By June 1941, he was unable to look after himself any longer. He was almost eighty-six, and was obliged to spend his last fourteen months in Madron's workhouse, where his hair grew long and white, and where he continued to paint and to draw. He died on August 29th 1942; his grave is covered with tiles made by Bernard Leach, who was at the Salvation Army funeral, as were Nicholson and Barbara Hepworth. The grave looks over the Atlantic. On the tiles, Leach created an image of a lighthouse, lashed by waves while a little man with a stick defiantly walks up its steps.

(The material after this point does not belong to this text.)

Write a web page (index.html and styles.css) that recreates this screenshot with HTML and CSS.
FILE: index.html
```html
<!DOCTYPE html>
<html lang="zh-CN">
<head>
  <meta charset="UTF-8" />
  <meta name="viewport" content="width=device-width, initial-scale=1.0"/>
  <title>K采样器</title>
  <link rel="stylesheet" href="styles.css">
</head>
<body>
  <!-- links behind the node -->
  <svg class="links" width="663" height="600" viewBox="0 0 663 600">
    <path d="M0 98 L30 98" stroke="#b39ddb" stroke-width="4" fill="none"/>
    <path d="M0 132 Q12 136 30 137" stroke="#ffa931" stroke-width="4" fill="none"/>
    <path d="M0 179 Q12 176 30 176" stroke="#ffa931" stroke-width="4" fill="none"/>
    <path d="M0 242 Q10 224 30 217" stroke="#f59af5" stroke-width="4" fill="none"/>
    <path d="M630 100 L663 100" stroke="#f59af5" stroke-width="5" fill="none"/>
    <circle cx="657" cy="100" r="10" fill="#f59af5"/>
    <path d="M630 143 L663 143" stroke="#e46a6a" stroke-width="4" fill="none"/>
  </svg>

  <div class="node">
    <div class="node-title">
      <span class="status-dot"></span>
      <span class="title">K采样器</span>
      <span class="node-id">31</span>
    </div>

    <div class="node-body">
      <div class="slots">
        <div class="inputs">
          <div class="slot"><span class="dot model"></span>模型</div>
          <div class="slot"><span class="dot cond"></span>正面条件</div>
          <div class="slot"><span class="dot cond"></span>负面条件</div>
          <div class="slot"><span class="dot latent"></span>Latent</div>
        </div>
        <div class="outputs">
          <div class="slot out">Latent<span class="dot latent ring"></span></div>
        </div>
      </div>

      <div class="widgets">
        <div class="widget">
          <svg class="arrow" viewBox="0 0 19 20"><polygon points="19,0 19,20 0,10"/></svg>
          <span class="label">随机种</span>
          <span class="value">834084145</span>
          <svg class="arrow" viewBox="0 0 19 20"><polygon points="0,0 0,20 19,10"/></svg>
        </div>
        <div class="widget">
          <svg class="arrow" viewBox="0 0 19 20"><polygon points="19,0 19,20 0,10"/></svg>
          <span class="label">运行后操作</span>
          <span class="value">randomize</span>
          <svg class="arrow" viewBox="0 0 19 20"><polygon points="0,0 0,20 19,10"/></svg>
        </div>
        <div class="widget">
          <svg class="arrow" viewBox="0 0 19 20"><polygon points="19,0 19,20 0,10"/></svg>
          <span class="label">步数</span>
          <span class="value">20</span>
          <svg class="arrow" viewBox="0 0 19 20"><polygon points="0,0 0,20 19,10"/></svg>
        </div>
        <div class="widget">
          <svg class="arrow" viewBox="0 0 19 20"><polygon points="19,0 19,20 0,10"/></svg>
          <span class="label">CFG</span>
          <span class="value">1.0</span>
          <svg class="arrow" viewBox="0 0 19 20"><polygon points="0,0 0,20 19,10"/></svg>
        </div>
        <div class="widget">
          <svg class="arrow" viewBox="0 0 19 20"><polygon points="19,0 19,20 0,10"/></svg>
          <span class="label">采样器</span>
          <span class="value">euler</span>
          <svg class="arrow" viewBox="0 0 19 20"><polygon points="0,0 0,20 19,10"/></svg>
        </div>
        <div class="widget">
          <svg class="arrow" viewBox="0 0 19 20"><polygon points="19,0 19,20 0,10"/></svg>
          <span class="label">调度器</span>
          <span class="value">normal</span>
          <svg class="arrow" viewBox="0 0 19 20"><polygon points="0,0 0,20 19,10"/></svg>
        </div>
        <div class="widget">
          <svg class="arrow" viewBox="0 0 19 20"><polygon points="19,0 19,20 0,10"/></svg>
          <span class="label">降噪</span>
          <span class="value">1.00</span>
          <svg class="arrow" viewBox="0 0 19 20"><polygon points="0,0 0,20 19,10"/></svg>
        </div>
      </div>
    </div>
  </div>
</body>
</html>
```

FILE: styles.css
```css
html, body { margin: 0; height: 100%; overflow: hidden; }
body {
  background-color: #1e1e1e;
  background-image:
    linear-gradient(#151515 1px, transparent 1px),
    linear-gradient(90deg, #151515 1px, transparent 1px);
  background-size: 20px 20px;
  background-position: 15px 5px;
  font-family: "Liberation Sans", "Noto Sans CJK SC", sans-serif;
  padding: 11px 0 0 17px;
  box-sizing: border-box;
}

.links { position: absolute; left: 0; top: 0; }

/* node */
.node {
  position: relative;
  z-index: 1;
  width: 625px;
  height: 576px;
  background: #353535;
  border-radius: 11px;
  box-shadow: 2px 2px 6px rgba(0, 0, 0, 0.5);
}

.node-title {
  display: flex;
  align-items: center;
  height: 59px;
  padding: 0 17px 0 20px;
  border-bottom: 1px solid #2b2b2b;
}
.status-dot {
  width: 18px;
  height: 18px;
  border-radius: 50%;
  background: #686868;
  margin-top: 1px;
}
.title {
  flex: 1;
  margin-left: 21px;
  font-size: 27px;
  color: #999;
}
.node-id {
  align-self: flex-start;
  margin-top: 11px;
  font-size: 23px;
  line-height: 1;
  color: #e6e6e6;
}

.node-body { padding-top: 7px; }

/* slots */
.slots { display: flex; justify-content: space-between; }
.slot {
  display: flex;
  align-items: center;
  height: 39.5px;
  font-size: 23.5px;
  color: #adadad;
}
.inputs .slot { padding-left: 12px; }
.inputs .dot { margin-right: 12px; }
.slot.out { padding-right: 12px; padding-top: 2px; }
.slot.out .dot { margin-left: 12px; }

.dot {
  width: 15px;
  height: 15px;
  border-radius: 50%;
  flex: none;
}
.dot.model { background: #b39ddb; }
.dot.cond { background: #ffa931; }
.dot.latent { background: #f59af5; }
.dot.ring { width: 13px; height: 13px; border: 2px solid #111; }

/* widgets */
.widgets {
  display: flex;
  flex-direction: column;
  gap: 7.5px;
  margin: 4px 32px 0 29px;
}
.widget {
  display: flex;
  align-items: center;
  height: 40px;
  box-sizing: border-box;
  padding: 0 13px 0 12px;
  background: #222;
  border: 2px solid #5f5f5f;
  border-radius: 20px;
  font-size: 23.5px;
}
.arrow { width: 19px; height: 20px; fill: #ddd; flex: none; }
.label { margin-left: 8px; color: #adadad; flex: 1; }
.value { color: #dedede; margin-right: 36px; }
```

The inscription reads ?Alfred Wallis - Artist and Mariner?.

Sources:

Alfred Wallis, by Matthew Gale, Tate Gallery, 1998

Alfred Wallis, Cornish Primitive, by Edwin Mullins, Macdonald & Co, 1967

Alfred Wallis, Cornish Primitive, by Edwin Mullins, Pavilion Books, 1994

Alfred Wallis, by Sven Berlin, Poetry London, 1949

Alfred Wallis: Arts Council catalogue, introduction by Alan Bowness, Tate Gallery 1968

Alfred Wallis, Paintings From St. Ives, introduction by George Melly,

Kettle's Yard/ Redstone Press, 1990

Alfred Wallis: Fact And Fiction, by Peter Barnes, St. Ives Study Archive Centre, 1997

Alfred Wallis, Artist and Mariner, by Robert Jones, Halsgrove, 2001

Notes:

Of Alfred Wallis's step-children, only Jacob survived him; Jacob died in 1949. Barnes's pamphlet explodes many of the myths which grew up around Wallis, and is the only book to have a clear grasp of his family history.